Britain Arrests 2 in Phone-Hacking Case
By JOHN F. BURNS
Published: April 5, 2011
LONDON — Scotland Yard said Tuesday that two men had been arrested for questioning as part of its renewed inquiry into the illegal hacking of private voice-mail messages by The News of the World, the Rupert Murdoch-owned newspaper that is one of Britain’s most widely circulated tabloids.The two were “arrested on suspicion of unlawfully intercepting mobile phone voice-mail messages,” according to an official police statement, and were being held for questioning at two separate police stations in southwest London. In accordance with British legal practice in cases where suspects have been arrested but not charged, the statement did not name the two men.
But a person familiar with the investigation, who spoke on condition of anonymity in the absence of authorization to speak publicly on the matter, identified one as Ian Edmondson, who was fired as the tabloid’s news editor in January. His dismissal came as News Group Newspapers, a division of the Murdoch publishing empire that includes The News of the World, announced that it was intensifying its efforts to get to the bottom of the scandal, and promised to give Scotland Yard comprehensive assistance in pursuing its investigation. The source named the other man under arrest as Neville Thurlbeck, the chief reporter for The News of the World.
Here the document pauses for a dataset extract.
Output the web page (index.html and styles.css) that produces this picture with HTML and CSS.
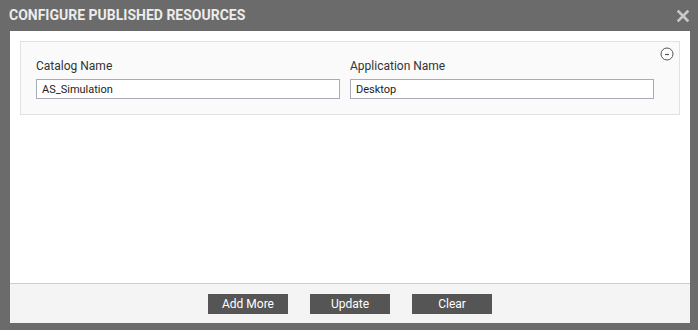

The arrests marked a potentially decisive turning point in an investigation that has been under way, often fitfully, for more than five years, when a Scotland Yard inquiry into complaints by three members of Britain’s royal family, including Prince William and Prince Harry, uncovered a pattern of illegal hacking into the princes’ cellphone messages. Until Tuesday, the two men convicted and jailed in 2007 for their role in the hacking were the only people to have been arrested in the affair. They are Clive Goodman, formerly the tabloid’s royalty reporter, and Glenn Mulcaire, a private investigator.
But momentum has gathered in recent weeks, following an announcement by Scotland Yard in January that, in effect, it was reopening its inquiry and entrusting it to a new team independent of its previous investigation. There was widespread criticism of that inquiry, which was led by one of the yard’s most senior officers, Assistant Commissioner John Yates, as well as of the Crown Prosecution Service, the agency responsible for reviewing police evidence and laying criminal charges, after the prosecutors concluded last year that there was insufficient evidence to support any new prosecutions.
The critics of Mr. Yates’s inquiry included members of Parliament and prominent figures from the worlds of politics, entertainment, sports and other fields whose names and cellphone numbers had appeared on a list of celebrities that the police recovered from Mr. Mulcaire, the private investigator. The list appeared to be a phone book of potential hacking targets. Some critics suggested that Scotland Yard’s failure to press its inquiry harder had its roots in a long history of covert cooperation in exchanging tips between the police and some of Britain’s leading newspapers, particularly The News of the World, an inference that was forcefully repudiated by Scotland Yard.
Some critics have gone further, suggesting that the political influence of the Murdoch empire — which owns several other major titles in Britain, including The Sun, The Times and The Sunday Times, as well as its 39 percent shareholding in the BSkyB satellite-broadcasting conglomerate — has compounded a reluctance to pursue the case more vigorously. The Labour Party government defeated in elections last May enjoyed strong editorial backing for more than a decade from The Sun, Britain’s most widely circulated daily, and The Sun’s switch in the May election to the Conservative Party was considered to be a significant factor in Labour’s defeat.